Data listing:
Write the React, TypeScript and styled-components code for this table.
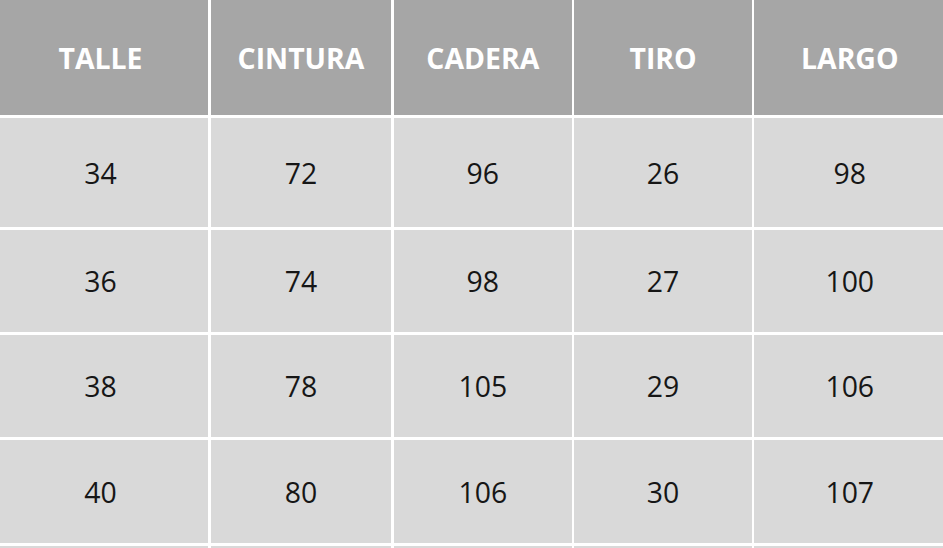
import styled, { createGlobalStyle } from 'styled-components';

const GlobalStyle = createGlobalStyle`
  html, body {
    margin: 0;
    padding: 0;
    background: #ffffff;
    overflow: hidden;
  }
  body {
    font-family: "Open Sans", "Liberation Sans", sans-serif;
  }
`;

// size chart: header + rows, white gaps act as borders
// (the table is a little wider than the window, cut on both sides)
const SizeTable = styled.div`
  display: grid;
  grid-template-columns: 215px 180.6px 177.7px 177.4px 190.7px;
  grid-template-rows: 115px 109px 101.6px 102.6px 103.3px 100px;
  column-gap: 2.7px;
  row-gap: 3px;
  margin-left: -7px;
  background: #ffffff;
`;

const HeadCell = styled.div`
  display: flex;
  align-items: center;
  justify-content: center;
  background: #a6a6a6;
  color: #ffffff;
  font-weight: 700;
  font-size: 28.4px;
  text-transform: uppercase;
`;

const Cell = styled.div`
  display: flex;
  align-items: center;
  justify-content: center;
  background: #d9d9d9;
  color: #161616;
  font-size: 28.4px;
  font-weight: 400;
`;

const headers = ['Talle', 'Cintura', 'Cadera', 'Tiro', 'Largo'];

const rows: (number | null)[][] = [
  [34, 72, 96, 26, 98],
  [36, 74, 98, 27, 100],
  [38, 78, 105, 29, 106],
  [40, 80, 106, 30, 107],
  // next row only peeks in at the bottom edge
  [null, null, null, null, null],
];

function App() {
  return (
    <>
      <GlobalStyle />
      <SizeTable>
        {headers.map((h) => (
          <HeadCell key={h}>{h}</HeadCell>
        ))}
        {rows.map((row, i) =>
          row.map((v, j) => <Cell key={`${i}-${j}`}>{v}</Cell>)
        )}
      </SizeTable>
    </>
  );
}

export default App;
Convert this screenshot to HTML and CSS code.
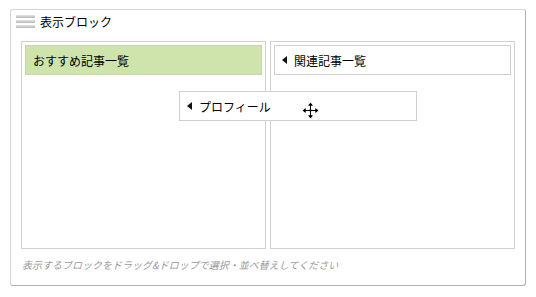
FILE: index.html
```html
<!DOCTYPE html>
<html lang="ja">
  <head>
    <meta charset="UTF-8" />
    <link rel="stylesheet" href="styles.css">
    <title>表示ブロック</title>
  </head>
  <body>
    <div class="panel">
      <div class="panel-head">
        <span class="handle"><i></i><i></i><i></i></span>
        <span class="title">表示ブロック</span>
      </div>

      <div class="columns">
        <div class="col">
          <div class="block active">おすすめ記事一覧</div>
        </div>
        <div class="col">
          <div class="block"><span class="arrow"></span>関連記事一覧</div>
        </div>
      </div>

      <p class="hint">表示するブロックをドラッグ&amp;ドロップで選択・並べ替えしてください</p>

      <!-- item being dragged -->
      <div class="block dragging"><span class="arrow"></span>プロフィール</div>
      <svg class="cursor" width="19" height="19" viewBox="0 0 19 19">
        <path d="M9.5 1 L13 5 H10.5 V8.5 H14 V6 L18 9.5 L14 13 V10.5 H10.5 V14 H13 L9.5 18 L6 14 H8.5 V10.5 H5 V13 L1 9.5 L5 6 V8.5 H8.5 V5 H6 Z" fill="#000" stroke="#fff" stroke-width="1"/>
      </svg>
    </div>
  </body>
</html>
```

FILE: styles.css
```css
* {
  box-sizing: border-box;
}

body {
  margin: 0;
  background-color: #fff;
  font-family: "Noto Sans CJK JP", "DejaVu Sans", sans-serif;
  color: #000;
}

.panel {
  position: relative;
  margin: 9px 0 0 10px;
  width: 516px;
  height: 277px;
  border: 1px solid #d4d4d4;
  border-right-color: #b0b0b0;
  border-bottom-color: #b0b0b0;
  border-radius: 3px;
  padding: 0 10px 0 10px;
}

.panel-head {
  display: flex;
  align-items: center;
  height: 23px;
  margin: 0 0 8px -5px;
}

.handle {
  display: flex;
  flex-direction: column;
  gap: 2px;
  width: 19px;
  margin-right: 5px;
}

.handle i {
  display: block;
  height: 3px;
  background: linear-gradient(#e4e4e4, #b8b8b8);
}

.title {
  font-size: 12px;
  line-height: 14px;
}

.columns {
  display: flex;
  gap: 4px;
  height: 208px;
}

.col {
  flex: 1;
  border: 1px solid #d0d0d0;
  padding: 3px;
}

.block {
  display: flex;
  align-items: center;
  height: 30px;
  border: 1px solid #cfcfcf;
  background-color: #fff;
  padding-left: 7px;
  font-size: 12px;
}

.block.active {
  background-color: #cfe4ad;
  border-color: #c6d7aa;
}

.arrow {
  width: 0;
  height: 0;
  border-top: 4px solid transparent;
  border-bottom: 4px solid transparent;
  border-right: 5px solid #111;
  margin-right: 7px;
}

.hint {
  margin: 8px 0 0 1px;
  font-size: 10px;
  font-style: italic;
  color: #9a9a9a;
}

.dragging {
  position: absolute;
  left: 168px;
  top: 81px;
  width: 238px;
}

.cursor {
  position: absolute;
  left: 290px;
  top: 91px;
}
```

STATED TASK: Track down every line holding the string "styled" and copy it.

TASK SOLUTION:
Write the React, TypeScript and styled-components code for this table.
import styled, { createGlobalStyle } from 'styled-components';
const SizeTable = styled.div`
const HeadCell = styled.div`
const Cell = styled.div`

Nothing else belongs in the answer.